The paper also underscores significant legal and privacy challenges. LLMs often do not meet the confidentiality standards required in therapeutic practice, raising concerns about data security and potential misuse of sensitive information. The study cites a lawsuit against OpenAI and its CEO, alleging ChatGPT’s role in a teenager’s suicide, emphasizing the severe risks of inappropriate AI advice. Regulatory actions, such as the WOPR Act in Illinois, are emerging to prohibit AI systems from independently delivering therapy or making diagnoses without professional supervision.
The authors emphasize that LLMs should be viewed as supplemental tools rather than substitutes for professional care. Design implications include prioritizing efficacy, transparency, accountability, and privacy. LLMs could effectively serve as sources of psychological education, journaling support, or triage, with crucial mechanisms for escalating to human professionals in crisis situations. Future research should focus on longitudinal studies to understand how LLMs integrate into daily life, their impact on trust and coping strategies, and the development of privacy-preserving architectures.

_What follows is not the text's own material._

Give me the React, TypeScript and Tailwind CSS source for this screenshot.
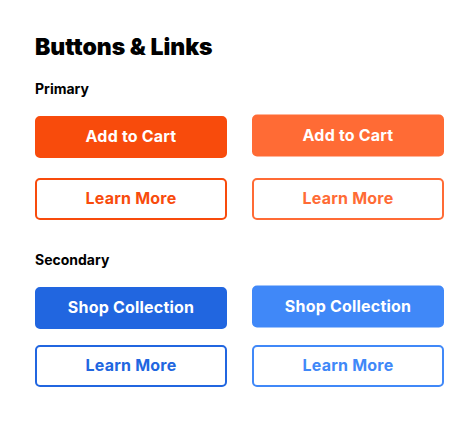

In conclusion, while LLMs show great promise in extending access to supportive communication, their inherent limitations in accountability, contextual judgment, and ethical safeguards mean they cannot replace human therapists. Interdisciplinary collaboration between computer scientists and mental health professionals is essential to guide the responsible development and deployment of AI-assisted mental health support systems.